25. World Trade Center ship
In 2010, an excavation near the ruins of the World Trade Center revealed the remnants of a wooden ship. The vessel dates back to the 18th century. Researchers believe it was abandoned by the city of New York around 1790. The famous Independence Hall in Philadelphia was made from the same type of timber.
26. Israeli treasure from the rule of Alexander the Great
Members of the Israeli Caving Club found an assemblage of rare treasures while spelunking in a stalactite-filled cave in Northern Israel. Some of the coins are historically relevant.
Researchers believe the treasure was minted during the late 4th-century B.C. at the beginning of the Hellenistic Period of Alexander the Great. Bracelets, earrings, and a clay lamp were also found in the cave.

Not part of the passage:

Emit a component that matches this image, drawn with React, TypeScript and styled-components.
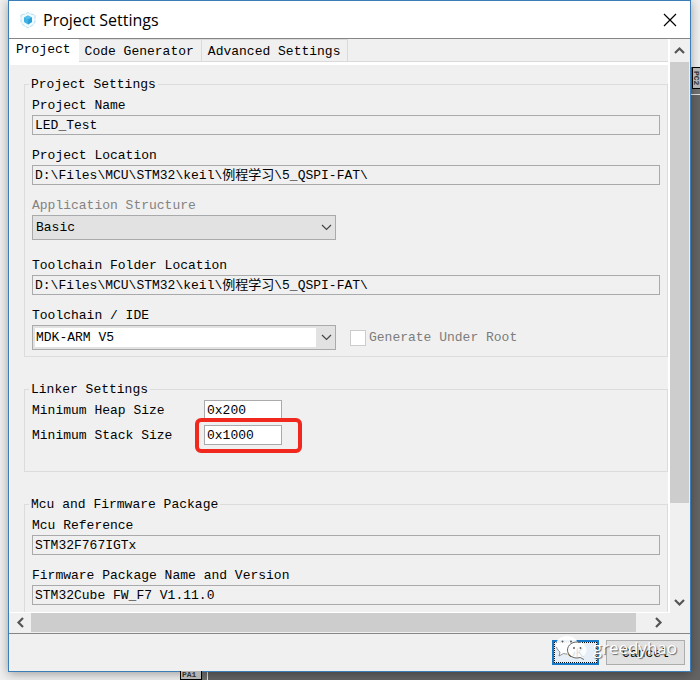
import React, { ReactNode } from "react";
import styled, { createGlobalStyle } from "styled-components";

const mono = `"Liberation Mono", "Noto Sans CJK SC", monospace`;
const ui = `"Open Sans", "Noto Sans", sans-serif`;

const GlobalStyle = createGlobalStyle`
  *, *::before, *::after { box-sizing: border-box; }
  body { margin: 0; }
  button, input, select { font: inherit; color: inherit; margin: 0; }
`;

const Desktop = styled.div`
  position: relative;
  display: flex;
  flex-direction: column;
  height: 100vh;
  min-height: 400px;
  padding: 0 9px 8px 8px;
  overflow: hidden;
  background: #f0f0f0;
  font: 13px/20px ${mono};
  color: #000;
`;

const Chip = styled.div`
  position: absolute;
  top: 94px;
  left: 207px;
  right: 0;
  bottom: 0;
  border: solid #e4e4e4;
  border-width: 1px 0 0 1px;
  background: #646464;
`;

const PinEdge = styled.div<{ $side: "right" | "bottom" }>`
  position: absolute;
  background: #707070;
  ${(p) =>
    p.$side === "right"
      ? "top: 67px; right: 0; width: 9px; height: 27px;"
      : "left: 180px; bottom: 0; width: 27px; height: 9px;"}
`;

const Pin = styled.div<{ $side: "right" | "bottom" }>`
  position: absolute;
  border: 1px solid #000;
  background: #b4b4b4;
  color: #333;
  font: bold 8px/8px ${mono};
  ${(p) =>
    p.$side === "right"
      ? "top: 67px; right: 0; width: 8px; height: 22px; border-right: 0; padding: 3px 0 0; writing-mode: vertical-rl; line-height: 7px;"
      : "left: 180px; bottom: 0; width: 22px; height: 9px; padding: 0 1px; border-top: 0;"}
`;

const Dialog = styled.section`
  position: relative;
  flex: 1;
  min-height: 0;
  display: flex;
  flex-direction: column;
  border: 1px solid #3c7fb8;
  background: #f0f0f0;
  box-shadow: 0 2px 10px rgba(0, 0, 0, 0.35);
`;

const TitleBar = styled.header`
  display: flex;
  align-items: center;
  gap: 7px;
  height: 38px;
  padding: 0 10px 0 11px;
  background: #fff;
  border-bottom: 1px solid #868686;
`;

const Title = styled.h1`
  flex: 1;
  margin: 0;
  font: 16px/20px ${ui};
  color: #000;
`;

const CloseButton = styled.button`
  display: flex;
  align-items: center;
  justify-content: center;
  width: 20px;
  height: 20px;
  padding: 0;
  border: 0;
  background: none;
`;

const Main = styled.div`
  flex: 1;
  min-height: 0;
  display: flex;
  padding-right: 1px;
  border-left: 1px solid #fff;
`;

const Viewport = styled.div`
  flex: 1;
  min-width: 0;
  display: flex;
  flex-direction: column;
  overflow: hidden;
  border-right: 2px solid #fff;
  border-bottom: 1px solid #fff;
`;

const Tabs = styled.div`
  display: flex;
  flex-shrink: 0;
  height: 26px;
  border-bottom: 3px solid #fff;
`;

const Tab = styled.button<{ $active?: boolean }>`
  height: 23px;
  padding: ${(p) => (p.$active ? "0 8px 2px 6px" : "2px 7px 0 6px")};
  border: solid #dadada;
  border-width: ${(p) => (p.$active ? "0" : "1px 1px 1px 0")};
  background: ${(p) => (p.$active ? "#fff" : "#f0f0f0")};
  line-height: 20px;
  white-space: nowrap;
`;

const TabRule = styled.div`
  flex: 1;
  height: 23px;
  border-bottom: 1px solid #dadada;
`;

const Page = styled.form`
  flex: 1;
  min-height: 0;
  display: flex;
  flex-direction: column;
  gap: 22px;
  padding: 9px 0 0 14px;
  overflow: hidden;
`;

const Group = styled.fieldset<{ $bottom: number }>`
  flex-shrink: 0;
  min-width: 0;
  margin: 0;
  padding: 1px 7px ${(p) => p.$bottom}px;
  border: 1px solid #dcdcdc;
`;

const Legend = styled.legend`
  margin-left: -3px;
  padding: 0 2px;
  height: 20px;
  line-height: 22px;
`;

const Fields = styled.div<{ $gap: number }>`
  display: flex;
  flex-direction: column;
  gap: ${(p) => p.$gap}px;
`;

const Stack = styled.div<{ $extra?: number }>`
  display: flex;
  flex-direction: column;
  margin-bottom: ${(p) => p.$extra ?? 0}px;
`;

const Label = styled.label<{ $muted?: boolean }>`
  height: 20px;
  color: ${(p) => (p.$muted ? "#838383" : "inherit")};
  line-height: 22px;
`;

const TextBox = styled.input<{ $editable?: boolean }>`
  width: ${(p) => (p.$editable ? "78px" : "100%")};
  height: 20px;
  padding: 1px 2px 0;
  border: 1px solid #a8aaac;
  border-radius: 0;
  background: ${(p) => (p.$editable ? "#fff" : "#f0f0f0")};
  outline: 0;
`;

const Row = styled.div`
  position: relative;
  display: flex;
  align-items: center;
`;

const SizeLabel = styled(Label)`
  width: 172px;
`;

const Highlight = styled.div`
  position: absolute;
  left: 163px;
  top: -7px;
  width: 107px;
  height: 35px;
  border: 4px solid #f0281e;
  border-radius: 6px;
  pointer-events: none;
`;

const Combo = styled.div<{ $white?: boolean }>`
  display: flex;
  align-items: center;
  width: 304px;
  height: 25px;
  padding: 2px;
  border: 1px solid #a8aaac;
  background: #e2e2e2;

  select {
    flex: 1;
    height: 19px;
    padding: 0 1px;
    appearance: none;
    border: 0;
    border-radius: 0;
    outline: 0;
    opacity: 1;
    color: #000;
    background: ${(p) => (p.$white ? "#fff" : "transparent")};
  }

  svg {
    margin: 0 0 0 4px;
  }
`;

const CheckLabel = styled.label`
  display: flex;
  align-items: center;
  gap: 3px;
  margin-left: 14px;
  color: #7c7c7c;
`;

const CheckBox = styled.input`
  appearance: none;
  width: 16px;
  height: 16px;
  border: 1px solid #ccc;
  background: #fff;
`;

const ScrollBar = styled.div<{ $horizontal?: boolean }>`
  flex-shrink: 0;
  display: flex;
  flex-direction: ${(p) => (p.$horizontal ? "row" : "column")};
  ${(p) =>
    p.$horizontal
      ? "height: 21px; padding: 0 22px 1px 0; border-bottom: 1px solid #868686;"
      : "width: 19px;"}
`;

const ScrollButton = styled.button<{ $size: number }>`
  flex: 0 0 ${(p) => p.$size}px;
  display: flex;
  align-items: center;
  justify-content: center;
  padding: 0;
  border: 0;
  background: #f0f0f0;
`;

const Thumb = styled.div<{ $grow: number }>`
  flex: ${(p) => p.$grow} 1 0;
  background: #cdcdcd;
`;

const Track = styled.div<{ $grow: number }>`
  flex: ${(p) => p.$grow} 1 0;
`;

const Footer = styled.footer`
  display: flex;
  flex-shrink: 0;
  justify-content: flex-end;
  gap: 7px;
  height: 37px;
  padding: 6px 5px;
`;

const DialogButton = styled.button<{ $primary?: boolean }>`
  width: ${(p) => (p.$primary ? 47 : 79)}px;
  height: 25px;
  padding: 2px 0 0;
  border: ${(p) => (p.$primary ? "2px solid #1878c8" : "1px solid #adadad")};
  background: ${(p) => (p.$primary ? "#e6eff7" : "#e1e1e1")};
  outline: ${(p) => (p.$primary ? "1px dotted #111" : "0")};
  outline-offset: -3px;
`;

const Watermark = styled.div`
  position: absolute;
  right: 13px;
  bottom: 7px;
  display: flex;
  align-items: center;
  gap: 4px;
  color: #fff;
  font: 17px/32px ${ui};
  text-shadow: 1px 1px 1px #666;
  pointer-events: none;
`;

const arrows = {
  up: "M2 9 L6.500 4.500 L11 9",
  down: "M2 4 L6.500 8.500 L11 4",
  left: "M9 2 L4.500 6.500 L9 11",
  right: "M4 2 L8.500 6.500 L4 11",
};

const Arrow = ({ dir, thin }: { dir: keyof typeof arrows; thin?: boolean }) => (
  <svg width="13" height="13" viewBox="0 0 13 13" fill="none" aria-hidden="true">
    <path d={arrows[dir]} stroke={thin ? "#444" : "#555"} strokeWidth={thin ? 1.2 : 2.2} />
  </svg>
);

const CubeLogo = () => (
  <svg width="16" height="18" viewBox="0 0 16 18" aria-hidden="true">
    <path d="M1 4 L5 3 L8 1.500 L11 3 L15 4 V11 L13 14 L8 17 L3 14 L1 11 Z" fill="#f1fafe" stroke="#b5dff2" strokeWidth="1" strokeDasharray="4 1" />
    <path d="M8 4.500 L12 6.500 V11 L8 13.500 L4 11 V6.500 Z" fill="#40b2e4" />
    <path d="M8 4.500 L12 6.500 L8 8.500 L4 6.500 Z" fill="#5ac0ea" />
    <path d="M8 8.500 V13.500 L12 11 V6.500 Z" fill="#2b9fd6" />
  </svg>
);

const ChatLogo = () => (
  <svg width="34" height="28" viewBox="0 0 34 28" aria-hidden="true">
    <path d="M12 2 C5.500 2 1 6 1 11 C1 14 2.600 16.500 5 18 L4 22 L8.500 19.500 C9.600 19.800 10.800 20 12 20 C18.500 20 23 16 23 11 C23 6 18.500 2 12 2 Z" fill="#fff" fillOpacity="0.92" />
    <path d="M1.500 13 C2.300 15.500 3.500 17 5 18 L4 22 L8.500 19.500 C10 20 11 20 12.500 20" fill="none" stroke="#777" strokeWidth="0.8" />
    <path d="M22 8 C16.500 8 12.500 11.500 12.500 16 C12.500 20.500 16.500 24 22 24 C23.200 24 24.300 23.800 25.300 23.500 L29 25.500 L28.200 22.200 C30.300 20.700 31.500 18.500 31.500 16 C31.500 11.500 27.500 8 22 8 Z" fill="#fff" fillOpacity="0.88" />
    <path d="M25 8.500 C18 6.500 12.500 11 12.500 16 C12.500 20.500 16.500 24 22 24 L25.300 23.500 L29 25.500" fill="none" stroke="#555" strokeWidth="0.9" />
    <g fill="#555">
      <circle cx="7.500" cy="7.500" r="1" />
      <circle cx="16" cy="7.500" r="1" />
      <circle cx="19" cy="14" r="0.900" />
      <circle cx="25.500" cy="14" r="0.900" />
    </g>
  </svg>
);

const ReadOnlyField = ({ id, label, value }: { id: string; label: string; value: string }) => (
  <Stack>
    <Label htmlFor={id}>{label}</Label>
    <TextBox id={id} defaultValue={value} readOnly />
  </Stack>
);

const SizeField = ({ id, label, value, children }: { id: string; label: string; value: string; children?: ReactNode }) => (
  <Row>
    <SizeLabel htmlFor={id}>{label}</SizeLabel>
    <TextBox id={id} defaultValue={value} $editable />
    {children}
  </Row>
);

export default function App() {
  const folder = "D:\\Files\\MCU\\STM32\\keil\\例程学习\\5_QSPI-FAT\\";
  return (
    <>
      <GlobalStyle />
      <Desktop>
        <Chip />
        <PinEdge $side="right" />
        <PinEdge $side="bottom" />
        <Dialog role="dialog" aria-labelledby="dialog-title">
          <TitleBar>
            <CubeLogo />
            <Title id="dialog-title">Project Settings</Title>
            <CloseButton type="button" aria-label="Close">
              <svg width="14" height="14" viewBox="0 0 14 14" aria-hidden="true">
                <path d="M1 1 L13 13 M13 1 L1 13" stroke="#000" strokeWidth="1.2" />
              </svg>
            </CloseButton>
          </TitleBar>
          <Main>
            <Viewport>
              <Tabs role="tablist">
                <Tab type="button" role="tab" aria-selected="true" $active>Project</Tab>
                <Tab type="button" role="tab" aria-selected="false">Code Generator</Tab>
                <Tab type="button" role="tab" aria-selected="false">Advanced Settings</Tab>
                <TabRule />
              </Tabs>
              <Page>
                <Group $bottom={6}>
                  <Legend>Project Settings</Legend>
                  <Fields $gap={10}>
                    <ReadOnlyField id="name" label="Project Name" value="LED_Test" />
                    <ReadOnlyField id="location" label="Project Location" value={folder} />
                    <Stack $extra={5}>
                      <Label htmlFor="structure" $muted>Application Structure</Label>
                      <Combo>
                        <select id="structure" disabled>
                          <option>Basic</option>
                        </select>
                        <Arrow dir="down" thin />
                      </Combo>
                    </Stack>
                    <ReadOnlyField id="toolchain-folder" label="Toolchain Folder Location" value={folder} />
                    <Stack>
                      <Label htmlFor="toolchain">Toolchain / IDE</Label>
                      <Row>
                        <Combo $white>
                          <select id="toolchain">
                            <option>MDK-ARM V5</option>
                          </select>
                          <Arrow dir="down" thin />
                        </Combo>
                        <CheckLabel>
                          <CheckBox type="checkbox" disabled />
                          Generate Under Root
                        </CheckLabel>
                      </Row>
                    </Stack>
                  </Fields>
                </Group>
                <Group $bottom={26}>
                  <Legend>Linker Settings</Legend>
                  <Fields $gap={5}>
                    <SizeField id="heap" label="Minimum Heap Size" value="0x200" />
                    <SizeField id="stack" label="Minimum Stack Size" value="0x1000">
                      <Highlight />
                    </SizeField>
                  </Fields>
                </Group>
                <Group $bottom={26}>
                  <Legend>Mcu and Firmware Package</Legend>
                  <Fields $gap={10}>
                    <ReadOnlyField id="mcu" label="Mcu Reference" value="STM32F767IGTx" />
                    <ReadOnlyField id="firmware" label="Firmware Package Name and Version" value="STM32Cube FW_F7 V1.11.0" />
                  </Fields>
                </Group>
              </Page>
            </Viewport>
            <ScrollBar>
              <ScrollButton type="button" aria-label="Scroll up" $size={23}><Arrow dir="up" /></ScrollButton>
              <Thumb $grow={440} />
              <Track $grow={88} />
              <ScrollButton type="button" aria-label="Scroll down" $size={22}><Arrow dir="down" /></ScrollButton>
            </ScrollBar>
          </Main>
          <ScrollBar $horizontal>
            <ScrollButton type="button" aria-label="Scroll left" $size={22}><Arrow dir="left" /></ScrollButton>
            <Thumb $grow={605} />
            <Track $grow={12} />
            <ScrollButton type="button" aria-label="Scroll right" $size={20}><Arrow dir="right" /></ScrollButton>
          </ScrollBar>
          <Footer>
            <DialogButton type="button" $primary>OK</DialogButton>
            <DialogButton type="button">Cancel</DialogButton>
          </Footer>
          <Watermark>
            <ChatLogo />
            greedyhao
          </Watermark>
        </Dialog>
        <Pin $side="right">PC2</Pin>
        <Pin $side="bottom">PA1</Pin>
      </Desktop>
    </>
  );
}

27. Early American skeleton
In 2007, divers in the Yucatan Peninsula found the skeletal remains of a human in an underwater cave. Carbon dating of tooth enamel helped shed some light on the findings. The remains are estimated to be up to 13,000 years old! Now, the discovery is considered to be the most complete ancient skeleton found in the Western hemisphere.
28. The Antikythera mechanism
The Antikythera mechanism stumped researchers for a long time. The analog device was found amid the remnants of a long lost Greek cargo ship, at least 2,000 years old. Some speculate that it’s an intricate astronomical calendar. This device predates similar mechanisms by about 1,000 years!
It’s even recognized as the world’s oldest analog computer.
29. The Cheapside Hoard
This exquisite collection of jewelry totals nearly 500 pieces, dating back to the early 17th century. The hoard was discovered accidentally by workers in London excavating a cellar in 1912. The set is composed primarily of Jacobian and Elizabethan jewels.
They look absolutely marvelous.
30. The stone spheres of Costa Rica
Banana plantation workers for the United Fruit Company discovered these large spheres in the 1930s. The giant structures stood in the way of the company’s bulldozers. There are about 300 of these spheres known to exist in Costa Rica. Researchers date them back to 600 B.C.